Chuchi - this is probably my new most popular word. It means snobby or fancy, but is used in the Peace Corps as anything nicer than dirt roads and shacks, or for a person, anyone who showers with hot water. Living in the city, I am super chuchi for here.

Fuerte - literally means strong, but because the culture is based on talking around everything, it´s when a person says anything they want in a direct way - it means asshole

Puede ser and otro dia - literally means "could be" or "another day", but because noone will directly blow someone off, both of them mean "never" and are the answer to a question of when something will happen

Deseas, en tus sueños, Que Arriba Perra/o and Es lo qué es - these are the terrible translations of American sayings that are not used here and don´t really translate, but we say them anyway.

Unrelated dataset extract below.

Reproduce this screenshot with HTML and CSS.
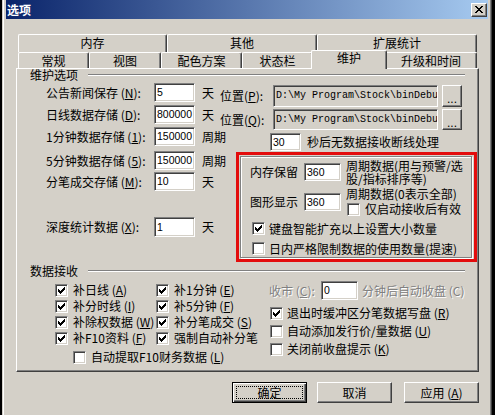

Literally they mean "you wish", "in your dreams", "What´s up bitch/dog?" and "it is what it is"

Qué guapa - this means "what a hard worker" and is used by Paraguayans every time I do ANYTHING manual, including carrying a dish to the sink or sweeping out my room. I don´t think they have high expectations for Americans and work.

Saludos - sending saludos by way of a mutual friend is how people tell each other they have a crush on them. The most serious kinds are given with a pinch on the arm and they mean business.

Thumbs up - this is done everywhere here and is a simple answer to pretty much any question. I will probably have carpal tunel in my thumbs when I leave here because I do this so much.

No se como comer esta - this is how one refuses food in Paraguay. Literally, it´s "I don´t know how to eat this" which creates an internal struggle for me each time it´s said because I want to be a smartass and explain that, just like any other food, you put in in your mouth and chew, but I don´t think that´s acceptable here.

No Más and Un poco - this is said after almost every phrase for no real reason other than to make everything sound like it´s not a big deal, even when it really is. Literally, it´s "No More" and "A Little", so the translations are something like "Sit down no more", "Come here a little", and "Do you want dinner no more?"

Cocido - this is a hot drink mixed by carmellizing sugar with a little yerba, adding just enough water to wet it, and then adding more sugar. It´s served by the thermos-full just before bed.

Mosto - this is to sugar what crack is to cocaine. It´s a "tradional" drink capable of putting even the sweetest tooth into a diabetic coma, and is served continuously at fun gatherings like funerals.

Ch-ch-ch-ch - this is the sound Paraguayans make to get each others´attention - like "Psst" . It´s especially used for catcalling, and they have nothing to follow it with - they just want you to look.